From the early 1900s forward, Kautsky found himself in the unfortunate position of having to fight simultaneous battles on numerous fronts: against the establishment of the day, against noncontinental socialists such as Ernest Belfort Bax, against Bernstein’s controversial revisionism, and against the more revolutionary exponents of Marxism. In all his battles, he tried to expose the silent and hidden debates involved. For example, he wrote a remarkably candid article in which he reflected on his own initial encouragement of Bernstein’s Marxist self-criticism.
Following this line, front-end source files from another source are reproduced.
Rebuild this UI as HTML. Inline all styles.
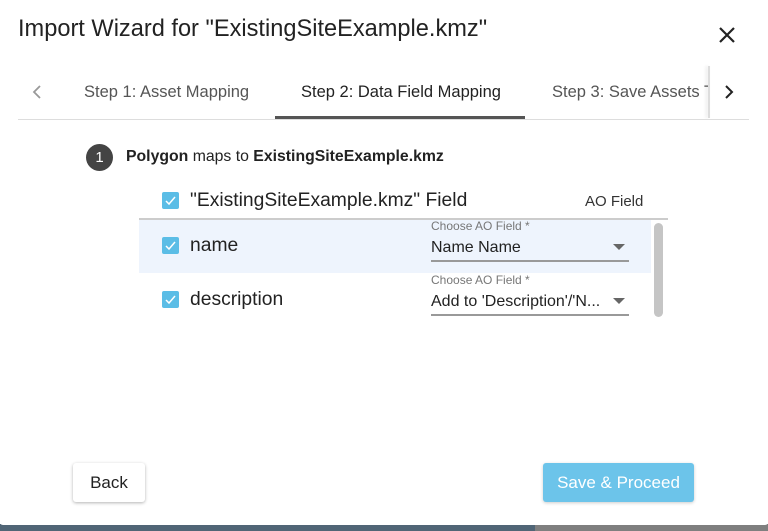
<!DOCTYPE html>
<html><head><style>
*{margin:0;padding:0;box-sizing:border-box}
body{width:768px;height:531px;overflow:hidden;background:#fff;font-family:"Liberation Sans",sans-serif;position:relative;color:#222}
.a{position:absolute;white-space:nowrap}
.cb{position:absolute;width:17px;height:17px;background:#5bbde6;border-radius:2px}
.cb svg{position:absolute;left:2px;top:2px}
.lbl{font-size:12px;color:#777}
.sel{font-size:16px;color:#222}
.ul{position:absolute;height:2px;background:#999;width:198px}
.tri{position:absolute;width:0;height:0;border-left:6px solid transparent;border-right:6px solid transparent;border-top:6px solid #666}
</style></head><body>
<div class="a" style="left:18px;top:16px;font-size:23.6px;color:#222">Import Wizard for "ExistingSiteExample.kmz"</div>
<svg class="a" style="left:718px;top:26px" width="18" height="18"><path d="M2 2L16 16M16 2L2 16" stroke="#222" stroke-width="2.2"/></svg>
<svg class="a" style="left:32px;top:85px" width="10" height="14"><path d="M8 1L2 7L8 13" stroke="#999" stroke-width="1.8" fill="none"/></svg>
<div class="a" style="left:84px;top:83px;font-size:16.5px;color:#555">Step 1: Asset Mapping</div>
<div class="a" style="left:301px;top:83px;font-size:16.5px;color:#222">Step 2: Data Field Mapping</div>
<div class="a" style="left:275px;top:116px;width:250px;height:3px;background:#555"></div>
<div class="a" style="left:552px;top:83px;font-size:16.5px;color:#555;width:157px;overflow:hidden">Step 3: Save Assets To</div>
<div class="a" style="left:708px;top:66px;width:2px;height:52px;background:#ddd;box-shadow:-2px 0 3px rgba(0,0,0,.1)"></div>
<svg class="a" style="left:724px;top:85px" width="10" height="14"><path d="M2 1L8 7L2 13" stroke="#222" stroke-width="2" fill="none"/></svg>
<div class="a" style="left:18px;top:119px;width:731px;height:1px;background:#ddd"></div>
<div class="a" style="left:86px;top:144px;width:27px;height:27px;border-radius:50%;background:#444;color:#fff;font-size:15px;text-align:center;line-height:27px">1</div>
<div class="a" style="left:126px;top:148px;font-size:15.8px"><b>Polygon</b> maps to <b>ExistingSiteExample.kmz</b></div>
<div class="cb" style="left:162px;top:192px"><svg width="13" height="13"><path d="M2 7L5 10L11 3" stroke="#fff" stroke-width="1.5" fill="none"/></svg></div>
<div class="a" style="left:190px;top:190px;font-size:19.3px">"ExistingSiteExample.kmz" Field</div>
<div class="a" style="left:585px;top:193px;font-size:15px;color:#333">AO Field</div>
<div class="a" style="left:139px;top:218px;width:529px;height:2px;background:#ccc"></div>
<div class="a" style="left:139px;top:220px;width:512px;height:53px;background:#eef4fd"></div>
<div class="a" style="left:654px;top:223px;width:9px;height:94px;border-radius:5px;background:#c5c5c5"></div>
<div class="cb" style="left:162px;top:237px"><svg width="13" height="13"><path d="M2 7L5 10L11 3" stroke="#fff" stroke-width="1.5" fill="none"/></svg></div>
<div class="a" style="left:190px;top:235px;font-size:19.3px">name</div>
<div class="a lbl" style="left:431px;top:219px">Choose AO Field *</div>
<div class="a sel" style="left:431px;top:239px">Name Name</div>
<div class="tri" style="left:613px;top:244px"></div>
<div class="ul" style="left:431px;top:260px"></div>
<div class="cb" style="left:162px;top:291px"><svg width="13" height="13"><path d="M2 7L5 10L11 3" stroke="#fff" stroke-width="1.5" fill="none"/></svg></div>
<div class="a" style="left:190px;top:289px;font-size:19.3px">description</div>
<div class="a lbl" style="left:431px;top:273px">Choose AO Field *</div>
<div class="a sel" style="left:431px;top:293px">Add to 'Description'/'N...</div>
<div class="tri" style="left:613px;top:298px"></div>
<div class="ul" style="left:431px;top:314px"></div>
<div class="a" style="left:73px;top:463px;width:72px;height:39px;background:#fff;border-radius:3px;box-shadow:0 1px 3px rgba(0,0,0,.3);font-size:17px;text-align:center;line-height:39px">Back</div>
<div class="a" style="left:543px;top:463px;width:151px;height:39px;background:#6cc4ea;border-radius:3px;box-shadow:0 1px 3px rgba(0,0,0,.2);font-size:17px;color:#fff;text-align:center;line-height:39px">Save &amp; Proceed</div>
<div class="a" style="left:0;top:524px;width:535px;height:7px;background:#506576"></div>
<div class="a" style="left:535px;top:524px;width:233px;height:7px;background:#7f7f7f"></div>
<div class="a" style="left:0;top:522px;width:768px;height:3px;background:#fff;border-radius:0 0 4px 4px"></div>
</body></html>
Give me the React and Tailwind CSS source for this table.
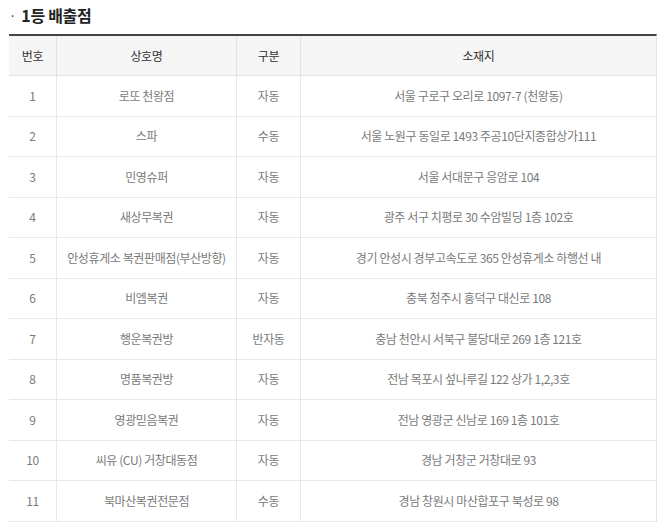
import React from 'react'

const rows = [
  ['1', '로또 천왕점', '자동', '서울 구로구 오리로 1097-7 (천왕동)'],
  ['2', '스파', '수동', '서울 노원구 동일로 1493 주공10단지종합상가111'],
  ['3', '민영슈퍼', '자동', '서울 서대문구 응암로 104'],
  ['4', '새상무복권', '자동', '광주 서구 치평로 30 수암빌딩 1층 102호'],
  ['5', '안성휴게소 복권판매점(부산방향)', '자동', '경기 안성시 경부고속도로 365 안성휴게소 하행선 내'],
  ['6', '비엠복권', '자동', '충북 청주시 흥덕구 대신로 108'],
  ['7', '행운복권방', '반자동', '충남 천안시 서북구 불당대로 269 1층 121호'],
  ['8', '명품복권방', '자동', '전남 목포시 섶나루길 122 상가 1,2,3호'],
  ['9', '영광믿음복권', '자동', '전남 영광군 신남로 169 1층 101호'],
  ['10', '씨유 (CU) 거창대동점', '자동', '경남 거창군 거창대로 93'],
  ['11', '북마산복권전문점', '수동', '경남 창원시 마산합포구 북성로 98'],
]

const cols = 'grid grid-cols-[48px_180px_64px_355px]'

const App = () => {
  return (
    <div className="w-[658px] h-[523px] bg-white overflow-hidden font-['Noto_Sans_CJK_KR','Noto_Sans',sans-serif]">
      {/* Title */}
      <div className="flex items-center h-[34px] pl-[9px] pb-[5px]">
        <span className="text-[#333] text-[13px] mr-[5px] mt-[2px]">·</span>
        <h2 className="text-[16px] font-bold text-[#222] tracking-[-0.3px]">1등 배출점</h2>
      </div>

      {/* Table */}
      <div className="ml-[9px] w-[648px] border-t-2 border-[#444] border-r border-r-[#e3e3e3]">
        <div className={`${cols} h-[40px] bg-[#f5f5f5] border-b border-[#e3e3e3] text-[12px] text-[#333] tracking-[-0.3px]`}>
          <div className="flex items-center justify-center border-r border-[#e3e3e3]">번호</div>
          <div className="flex items-center justify-center border-r border-[#e3e3e3]">상호명</div>
          <div className="flex items-center justify-center border-r border-[#e3e3e3]">구분</div>
          <div className="flex items-center justify-center">소재지</div>
        </div>
        {rows.map((r) => (
          <div
            key={r[0]}
            className={`${cols} h-[40.5px] border-b border-[#e8e8e8] text-[12px] text-[#7a7a7a] tracking-[-0.4px]`}
          >
            <div className="flex items-center justify-center border-r border-[#e8e8e8]">{r[0]}</div>
            <div className="flex items-center justify-center border-r border-[#e8e8e8]">{r[1]}</div>
            <div className="flex items-center justify-center border-r border-[#e8e8e8]">{r[2]}</div>
            <div className="flex items-center justify-center">{r[3]}</div>
          </div>
        ))}
      </div>
    </div>
  )
}

export default App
Such intellectual integrity, however, would cost him dearly. Following the Russian Revolution of 1905, Kautsky came increasingly under attack from radical Marxists. In the aftermath of the Bolshevik Revolution of 1917, Lenin openly targeted him for his theories such as ultra-imperialism, in which Kautsky entertained the possibility of relatively peaceful continuation of capitalist exploitation under evolving interimperial strategies. Thereafter, “renegade Kautsky,” as he was labeled by Lenin, became gradually marginalized both politically and intellectually. Kautsky died in Amsterdam on October 17, 1938, leaving behind a wide range of writings in different formats.
Bibliography:
- Geary, Dick. Karl Kautsky. New York: St. Martin’s Press, 1987.
- Kautsky, Karl. Karl Kautsky: Selected Political Writings. Translated and edited by Patrick Goode. New York: St. Martin’s Press, 1983.
- Pierson, Stanley. Marxist Intellectuals and the Working-Class Mentality in Germany, 1887–1912. Cambridge, Mass.: Harvard University Press, 1993.
- Salvadori, Massimo. Karl Kautsky and the Socialist Revolution, 1880–1938. London:Verso, 1979.
- Steenson, Gary P. Karl Kautsky, 1854–1938: Marxism in the Classical Years. Pittsburgh, Pa.: University of Pittsburgh Press, 1978.